I asked my husband, “Were you aware we had canaries?”  And we burst out laughing.  Then one daughter pops out of bed to give us a handwritten note about how we’re “Laffy Taffy’s”.  Someone else suddenly has a split fingernail and wants some superglue, and another decides to start calling us on her cell phone as she walks down the hall to check it in for the night.

And when it’s all over, I realize that I feel like the Mom who just threw a birthday party.  You know, the kind when a couple of kids turn the action up a few notches, and the noise levels continue to rise until you wonder if you’ll have a nervous twitch when the day is over.  They run, jump, eat, play, run some more, laugh, yell, scream, play games, run some more, and then all of a sudden their parents come pick them all up and you smile and thank them for coming and shut the door and sink down in a chair in a state of  exhaustion.  You think how crazy it was and how tired you are and how fun it was and how glad you are that it’s over.  And how nice it is that birthdays only come once a year.

Except that it wasn’t a birthday party.  Nobody came to pick anybody up.  They’re all my own kids, and I get to do this again tomorrow.

And you know what?  I’m looking forward to it.

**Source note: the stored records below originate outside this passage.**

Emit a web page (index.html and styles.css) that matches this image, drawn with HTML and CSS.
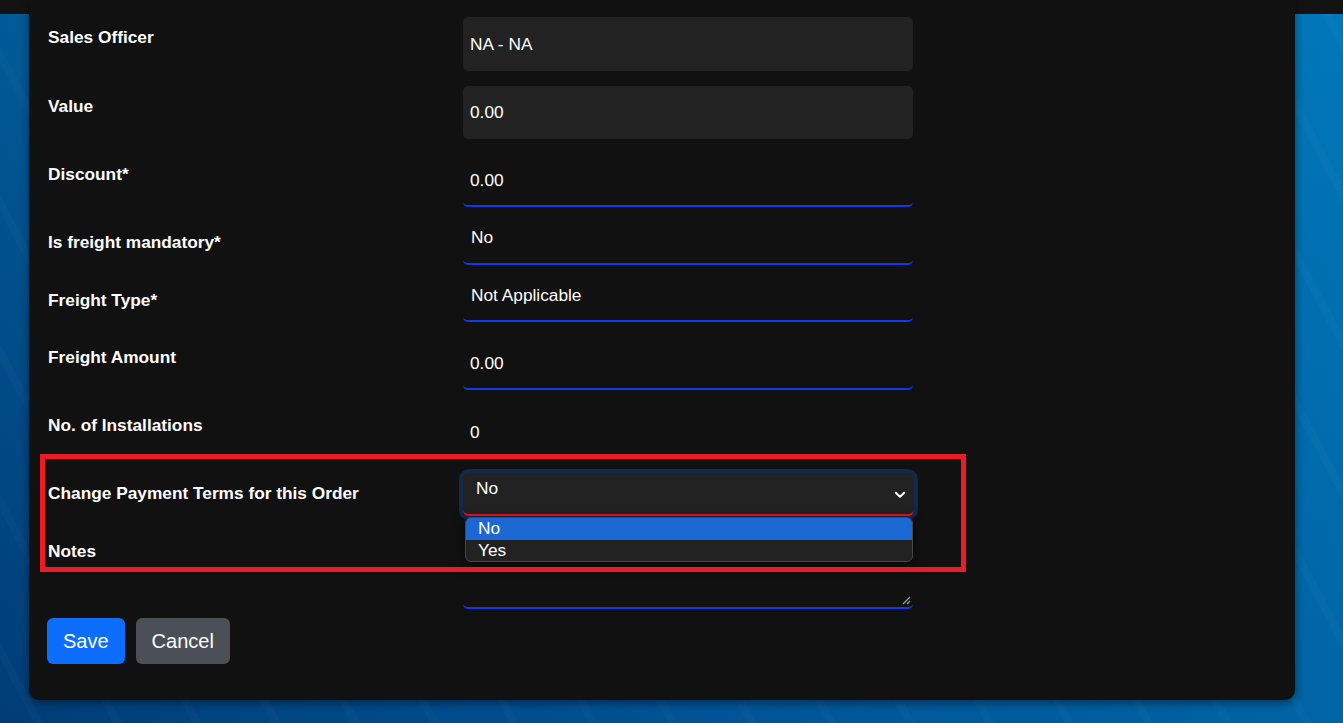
FILE: index.html
```html
<!DOCTYPE html>
<html lang="en">
<head>
<meta charset="utf-8">
<title>Order Form</title>
<link rel="stylesheet" href="styles.css">
</head>
<body>
<div class="topbar"></div>
<div class="stage">
  <div class="modal">
    <div class="row">
      <div class="label">Sales Officer</div>
      <div class="field readonly">NA - NA</div>
    </div>
    <div class="row">
      <div class="label">Value</div>
      <div class="field readonly">0.00</div>
    </div>
    <div class="row">
      <div class="label">Discount*</div>
      <div class="field line">0.00</div>
    </div>
    <div class="row">
      <div class="label">Is freight mandatory*</div>
      <div class="field pick">No</div>
    </div>
    <div class="row">
      <div class="label">Freight Type*</div>
      <div class="field pick">Not Applicable</div>
    </div>
    <div class="row">
      <div class="label">Freight Amount</div>
      <div class="field line">0.00</div>
    </div>
    <div class="row">
      <div class="label">No. of Installations</div>
      <div class="field plain">0</div>
    </div>
    <div class="row">
      <div class="label">Change Payment Terms for this Order</div>
      <div class="select-wrap">
        <div class="field select">
          <span>No</span>
          <svg class="chev" width="12" height="8" viewBox="0 0 12 8"><path d="M1.8 1.8 L6 5.8 L10.2 1.8" fill="none" stroke="#fff" stroke-width="2" stroke-linecap="round" stroke-linejoin="round"/></svg>
        </div>
        <div class="dropdown">
          <div class="opt active">No</div>
          <div class="opt">Yes</div>
        </div>
      </div>
    </div>
    <div class="row notes-row">
      <div class="label">Notes</div>
      <div class="field area">
        <svg class="grip" width="9" height="9" viewBox="0 0 9 9"><path d="M8 1 L1 8 M8 5 L5 8" stroke="#9a9a9a" stroke-width="1.3"/></svg>
      </div>
    </div>
    <div class="actions">
      <button class="btn primary">Save</button>
      <button class="btn secondary">Cancel</button>
    </div>
    <div class="annot"></div>
  </div>
</div>
</body>
</html>
```

FILE: styles.css
```css
html, body {
  margin: 0;
  padding: 0;
}
body {
  width: 1343px;
  height: 723px;
  overflow: hidden;
  font-family: "Liberation Sans", Arial, sans-serif;
  color: #fff;
  background:
    repeating-linear-gradient(62deg, rgba(255,255,255,0) 0 30px, rgba(255,255,255,0.018) 30px 38px, rgba(255,255,255,0) 38px 70px),
    linear-gradient(to bottom, rgba(0,150,215,0.32), rgba(0,40,90,0.08)),
    linear-gradient(to right, #003f7a 0%, #00569a 50%, #006aac 100%);
}
.topbar {
  height: 14px;
  background: #131313;
}
.stage {
  padding: 0 48px 0 29px;
}
.modal {
  position: relative;
  margin-top: -14px;
  padding: 17px 19px 0 19px;
  box-sizing: border-box;
  height: 700px;
  background: #111111;
  border-radius: 0 0 10px 10px;
  box-shadow: 0 3px 10px rgba(0,0,0,0.45);
}
.row {
  display: grid;
  grid-template-columns: 415px 450px;
  margin-bottom: 15px;
}
.label {
  font-weight: bold;
  font-size: 17.3px;
  line-height: 24px;
  padding-top: 8px;
}
.field {
  box-sizing: border-box;
  font-size: 17.3px;
  line-height: 24px;
  color: #fff;
}
.readonly {
  height: 53.5px;
  padding: 14.5px 7px;
  background: #222222;
  border-radius: 5px;
}
.line {
  height: 53px;
  padding: 14px 7px;
  border-bottom: 2px solid #0b3bec;
  border-radius: 5px;
}
.pick {
  height: 42.5px;
  padding: 3px 8px 13px;
  border-bottom: 2px solid #0b3bec;
  border-radius: 5px;
}
.plain {
  height: 53px;
  padding: 14.5px 7px;
}
.select-wrap {
  position: relative;
  width: 450px;
}
.select {
  position: relative;
  height: 43px;
  width: 451px;
  padding: 3px 13px 0;
  background: #222222;
  border-bottom: 2px solid #e8141e;
  border-radius: 6px;
  box-shadow: 0 0 0 4px #12284c;
}
.chev {
  position: absolute;
  right: 8px;
  top: 18px;
}
.dropdown {
  position: absolute;
  left: 2px;
  top: 44px;
  width: 448px;
  box-sizing: border-box;
  border: 1px solid #474747;
  border-radius: 6px;
  background: #222222;
  overflow: hidden;
  box-shadow: 0 4px 14px rgba(0,0,0,0.55);
  z-index: 2;
}
.opt {
  font-size: 17.3px;
  line-height: 21px;
  padding-left: 12px;
  color: #fff;
}
.opt.active {
  background: #1b68d4;
  line-height: 20px;
  padding-bottom: 2px;
}
.notes-row {
  margin-bottom: 9px;
}
.area {
  position: relative;
  height: 78px;
  border-bottom: 2px solid #0b3bec;
  border-radius: 5px;
}
.grip {
  position: absolute;
  right: 2px;
  bottom: 2px;
}
.actions {
  display: flex;
  gap: 11px;
}
.btn {
  font-family: "Liberation Sans", Arial, sans-serif;
  font-size: 20px;
  line-height: 30px;
  padding: 8px 16px;
  border: 0;
  border-radius: 6px;
  color: #fff;
  cursor: pointer;
}
.btn.primary {
  background: #0d6efd;
  margin-left: -1px;
}
.btn.secondary {
  background: #4b5058;
}
.annot {
  position: absolute;
  left: 11px;
  top: 454px;
  width: 926px;
  height: 118px;
  box-sizing: border-box;
  border: 5px solid #ec1b24;
  pointer-events: none;
  z-index: 3;
}
```
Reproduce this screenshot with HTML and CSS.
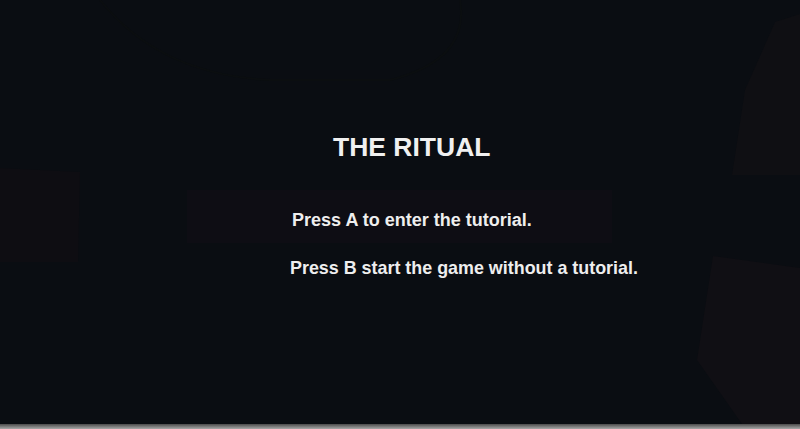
FILE: index.html
```html
<!DOCTYPE html>
<html lang="en">
<head>
  <meta charset="UTF-8">
  <title>The Ritual</title>
  <link rel="stylesheet" href="styles.css">
</head>
<body>

<div class="screen">
  <!-- faint scenery behind the menu -->
  <svg class="scenery" width="800" height="424" viewBox="0 0 800 424">
    <polygon points="775,22 800,14 800,175 732,175 745,90" fill="#0f0f13"/>
    <polygon points="713,256 800,268 800,424 742,424 697,360" fill="#100f14"/>
    <polygon points="0,168 80,172 78,262 0,262" fill="#0e0d12"/>
    <path d="M100 0 Q 160 75 270 80 L 390 80 Q 470 60 460 0" fill="none" stroke="#0b0e10" stroke-width="2"/>
  </svg>

  <div class="menu">
    <h1 class="menu-title">THE RITUAL</h1>
    <div class="menu-band">
      <p class="menu-line">Press A to enter the tutorial.</p>
    </div>
    <p class="menu-line line-b">Press B start the game without a tutorial.</p>
  </div>
</div>
<div class="bottom-bar"></div>

</body>
</html>
```

FILE: styles.css
```css
* {
  margin: 0;
  padding: 0;
  box-sizing: border-box;
}

html, body {
  height: 100%;
  background-color: #0a0d12;
  font-family: 'Liberation Sans', Arial, sans-serif;
  color: #f2f2f2;
  overflow: hidden;
}

.screen {
  position: relative;
  height: 424px;
  background: #0a0d12;
  overflow: hidden;
}

.scenery {
  position: absolute;
  left: 0;
  top: 0;
}

.menu {
  position: relative;
  display: flex;
  flex-direction: column;
  padding-top: 131px;
}

.menu-title {
  align-self: flex-start;
  margin-left: 333px;
  font-size: 26.5px;
  font-weight: bold;
  line-height: 32px;
  color: #f0f0f0;
}

.menu-band {
  margin: 27px 0 0 187px;
  width: 425px;
  height: 53px;
  background: #0e0d14;
  padding: 20px 0 0 105px;
}

.menu-line {
  font-size: 18px;
  font-weight: bold;
  line-height: 20px;
  color: #eeeeee;
  white-space: nowrap;
}

.line-b {
  margin: 15px 0 0 290px;
  font-size: 17.9px;
}

.bottom-bar {
  height: 5px;
  background: linear-gradient(#4a4a4a, #a8a8a8);
}
```
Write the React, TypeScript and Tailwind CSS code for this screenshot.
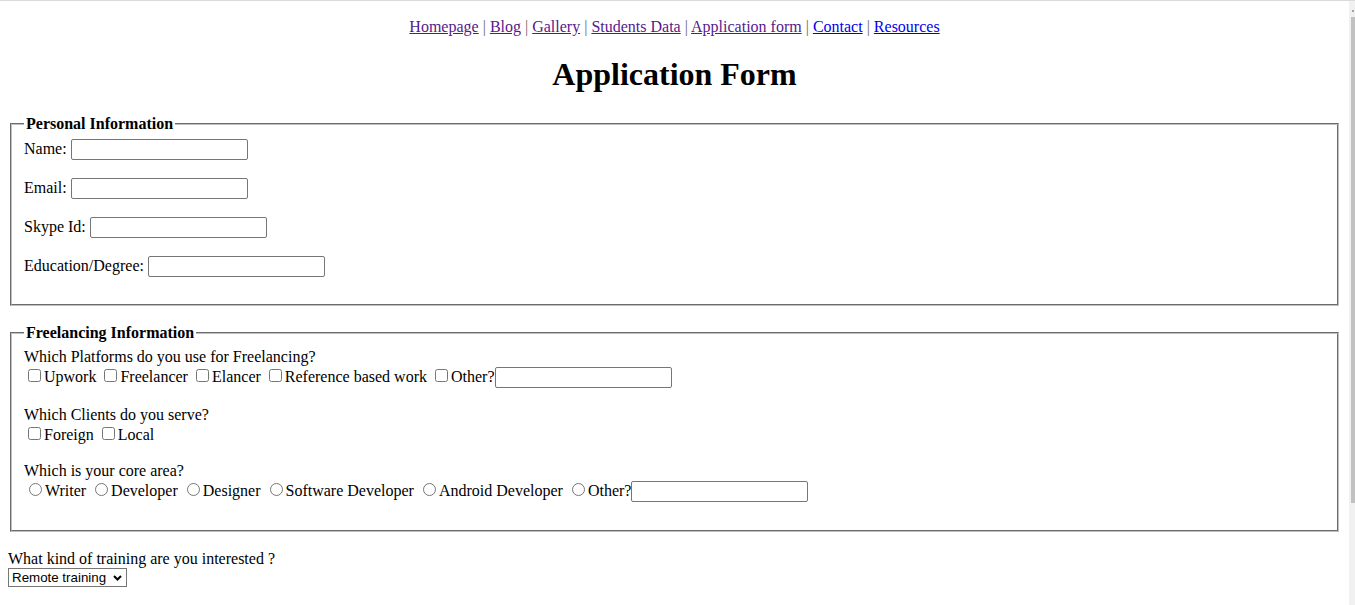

Oh yes, the days are long, but the weeks, months and years fly by.  The stage I’m in feels awfully hard a lot of the time, but I know it won’t last and someday I’ll miss the silly antics of childhood.  So you sweep the floor, pick up the stray toys, pray for wisdom and perspective, and essentially reset it all for another day.  And while you’re busy just absorbing them for what they are now, they’re quietly, almost imperceptibly changing.  Then one night you go from room to room to look at them all as they sleep, to kiss their foreheads no matter how big they are, to marvel at how little some of them look and how some of the others fill their beds more than you realized, and you wish you could just pick them each up and rock them in your arms like you did on the day you first met them, and you wonder….

baby

could life POSSIBLY get any better?

Oh what a privilege, this adventure called motherhood.  Hang on, you’re in for the ride of your life!